Learning to live aboard a sailing boat is most certainly a learning experience with a steep upward curve, where we have to adapt to the peculiarities of doing infinitely more with substantially less. As more than one person has pointed out to us over the past two plus months, living on board a sailboat is much different than living in an apartment. For one thing, there has to be a clearly defined chain of command and a precisely delineated breakdown of responsibilities.

And everything needs to be organized. It's not just that anything not nailed down can go flying across the living space with a rough wake or a rogue wave -- it's that literally everything you own needs to be paired down to the absolute essentials. The toaster oven is gone. The percolator, gone. Those books we couldn't live without -- also gone.

The printer is next in line but we need to fill out hard copies of all kinds of immigration forms for us ansd the doggos -- so we might end up making room for it -- at least until we're relatively settled.

As the kids who just arrived from Key West, minus any kind of diesel engine, using an outboard motor as as their only method of non-sailing propellant in fifteen to twenty foot swells exhibited to us -- there is an infinite amount of adaptation and malleability to the human species. We make do with what we have at the time.

Sure, we could sail only in pristine conditions -- we could motor all the time -- we could use our autopilot all the time -- but that would belie the nature of what we're doing -- which is living in a manner outside the normal bounds of society, existing in the narrow confines of what academics term 'the other'. In many ways, we resemble the other tourists clogging North Beach on Isla Mujeres -- only we're cruisers, not cruise boat people or Cancun hotel dwellers out for a fun day.

Crossing international boundaries in a sailboat, doing hundreds of miles through the deep dark black of night is something that most people would consider insane (even in these days of GPS integration into seemingly every device), but we do it with planning, determined oversight and an immense amount of social consultation over way-points, routes, weather, etc. And yet we acknowledge that what we do is intrinsically crazy to lots of people, like breathing underwater must seem to people who don't SCUBA dive. We know we're taking chances with our lives that most people would avoid -- like being the only ship in the sea during a lightning storm dozens of miles from shore.

It's also easy to forget that we're living a relatively privileged existence in Mexico surrounded by mostly like-minded expats from America, Canada and Europe, where English is the language most commonly spoken and Spanish is primarily used as a vehicle to express respect to the locals -- not as a serious means of active communication. Which doesn't mean to say that I'm not working on my Espanol on a daily basis, attempting to improve my speaking and comprehension so that I can rely less on English as we move forward, but regardless I am quite obviously not a native Spanish speaker and that is apparent in almost every conversation I have with locals whose grasp of English is at best limited.
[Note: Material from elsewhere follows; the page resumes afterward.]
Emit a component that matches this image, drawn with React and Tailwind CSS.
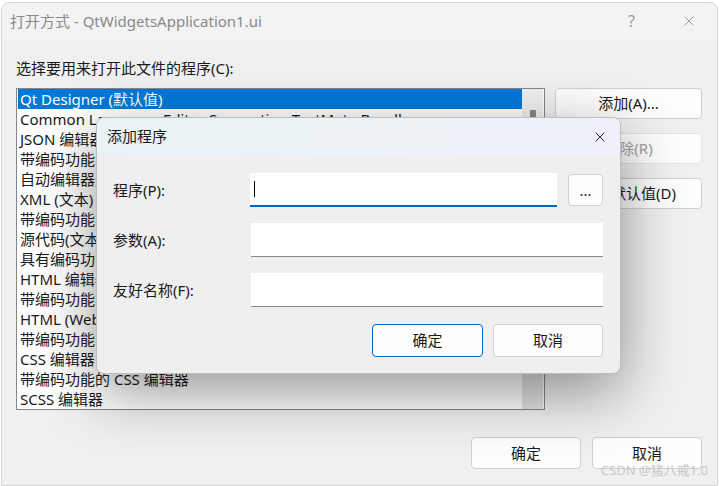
import { X } from "lucide-react";

const items = [
  "Qt Designer (默认值)",
  "Common Language Editor Supporting TextMate Bundles",
  "JSON 编辑器",
  "带编码功能的 JSON 编辑器",
  "自动编辑器选择器 (XML)",
  "XML (文本) 编辑器",
  "带编码功能的 XML (文本) 编辑器",
  "源代码(文本)编辑器",
  "具有编码功能的源代码(文本)编辑器",
  "HTML 编辑器",
  "带编码功能的 HTML 编辑器",
  "HTML (Web 窗体)编辑器",
  "带编码功能的 HTML (Web 窗体)编辑器",
  "CSS 编辑器",
  "带编码功能的 CSS 编辑器",
  "SCSS 编辑器",
];

const font = { fontFamily: '"Segoe UI", "Noto Sans", "Noto Sans CJK SC", sans-serif' };

function WinButton({ children, className = "", disabled = false, focused = false }) {
  return (
    <div
      className={`flex items-center justify-center rounded-[4px] bg-[#fdfdfd] text-[15px] ${
        focused ? "border border-[#0067c0]" : "border border-[#d0d0d0]"
      } ${disabled ? "text-[#a0a0a0] bg-[#f6f6f6] border-[#e3e3e3]" : "text-[#1a1a1a]"} ${className}`}
    >
      {children}
    </div>
  );
}

export default function App() {
  return (
    <div className="relative w-[720px] h-[486px] overflow-hidden bg-white" style={font}>
      {/* Main window */}
      <div className="mt-[2px] ml-[1px] w-[717px] h-[484px] rounded-t-[8px] border border-[#d6d6d6] bg-[#f0f0f0] flex flex-col">
        {/* Title bar */}
        <div className="h-[36px] shrink-0 flex items-center bg-[#f3f3f3] rounded-t-[8px] pl-[8px]">
          <span className="text-[15px] text-[#8a8a8a]">打开方式 - QtWidgetsApplication1.ui</span>
          <span className="ml-auto mr-[46px] text-[16px] text-[#9a9a9a]">?</span>
          <X className="w-[16px] h-[16px] text-[#8a8a8a] mr-[20px]" strokeWidth={1.2} />
        </div>

        {/* Body */}
        <div className="flex flex-col pl-[14px] pt-[19px]">
          <div className="h-[20px] leading-[20px] text-[15px] text-[#1a1a1a]">选择要用来打开此文件的程序(C):</div>

          <div className="flex mt-[10px]">
            <div className="w-[529px] h-[322px] border border-[#828790] bg-white flex px-[1px]">
              <div className="flex-1 overflow-hidden">
                {items.map((t, i) => (
                  <div
                    key={i}
                    className={`h-[20px] leading-[20px] pl-[2px] text-[15px] whitespace-nowrap ${
                      i === 0 ? "bg-[#0078d7] text-white" : "text-[#1a1a1a]"
                    }`}
                  >
                    {t}
                  </div>
                ))}
              </div>
              <div className="w-[21px] bg-[#f0f0f0] flex flex-col items-center">
                <div className="mt-[21px] w-[6px] h-[9px] bg-[#8a8a8a]" />
                <div className="mt-auto w-full h-[35px] bg-[#e3e3e3]" />
              </div>
            </div>

            <div className="ml-[10px] flex flex-col w-[147px]">
              <WinButton className="h-[31px]">添加(A)...</WinButton>
              <WinButton className="h-[31px] mt-[14px]" disabled>
                移除(R)
              </WinButton>
              <WinButton className="h-[31px] mt-[14px]">设为默认值(D)</WinButton>
            </div>
          </div>

          <div className="flex justify-end mt-[27px] pr-[15px] gap-[11px]">
            <WinButton className="w-[110px] h-[32px]">确定</WinButton>
            <WinButton className="w-[110px] h-[32px]">取消</WinButton>
          </div>
        </div>
      </div>

      {/* Overlay dialog */}
      <div className="absolute left-[96px] top-[117px] w-[525px] h-[257px] rounded-[8px] border border-[#bdbdbd] bg-[#efefef] shadow-[0_18px_60px_rgba(0,0,0,0.42)] flex flex-col overflow-hidden">
        <div className="h-[37px] shrink-0 flex items-center pl-[10px] pr-[12px] bg-gradient-to-r from-[#e9f3f5] to-[#f0f1f8]">
          <span className="text-[15px] text-[#1a1a1a]">添加程序</span>
          <X className="ml-auto w-[16px] h-[16px] text-[#1a1a1a]" strokeWidth={1.4} />
        </div>

        <div className="flex flex-col pl-[16px] pr-[17px] pt-[18px]">
          <div className="flex items-center h-[34px]">
            <span className="w-[137px] text-[15px] text-[#1a1a1a]">程序(P):</span>
            <div className="w-[307px] h-[34px] bg-white border-b-2 border-[#0067c0] flex items-center pl-[4px]">
              <div className="w-[1px] h-[16px] bg-black" />
            </div>
            <WinButton className="ml-[11px] w-[35px] h-[32px] text-[13px]">...</WinButton>
          </div>
          <div className="flex items-center h-[34px] mt-[16px]">
            <span className="w-[138px] text-[15px] text-[#1a1a1a]">参数(A):</span>
            <div className="flex-1 h-[34px] bg-white border-b border-[#8a8a8a]" />
          </div>
          <div className="flex items-center h-[34px] mt-[16px]">
            <span className="w-[138px] text-[15px] text-[#1a1a1a]">友好名称(F):</span>
            <div className="flex-1 h-[34px] bg-white border-b border-[#8a8a8a]" />
          </div>
          <div className="flex justify-end mt-[17px] gap-[10px]">
            <WinButton className="w-[111px] h-[33px]" focused>
              确定
            </WinButton>
            <WinButton className="w-[110px] h-[33px]">取消</WinButton>
          </div>
        </div>
      </div>

      {/* Watermark */}
      <div className="absolute right-[12px] bottom-[6px] text-[13px] text-[#c8c8c8]">CSDN @猪八戒1.0</div>
    </div>
  );
}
At least I can roll my Rs.

And yet there are numerous people at local shops that speak not a word of English who I need to converse with to purchase things like fuses, sealant, and all the strange, idiosyncratic things that sailboat owners need to procure simply get through the next day. I'm not going to say that Duolingo has helped me immensely -- instead I find that my High School Spanish classes aren't quite as atrophied in my memory as I thought they were. I understand a lot more than I can possibly speak -- and while I might express myself like a drunken, retarded child, I can at least comprehend or grok what I'm being told -- which is what's important.

Instead of allowing language barriers to separate us, we are embarking on a journey that refuses to allow such reductions to be definitive. Instead, we strive to find commonalities between people -- to find the human connections that make us all one species.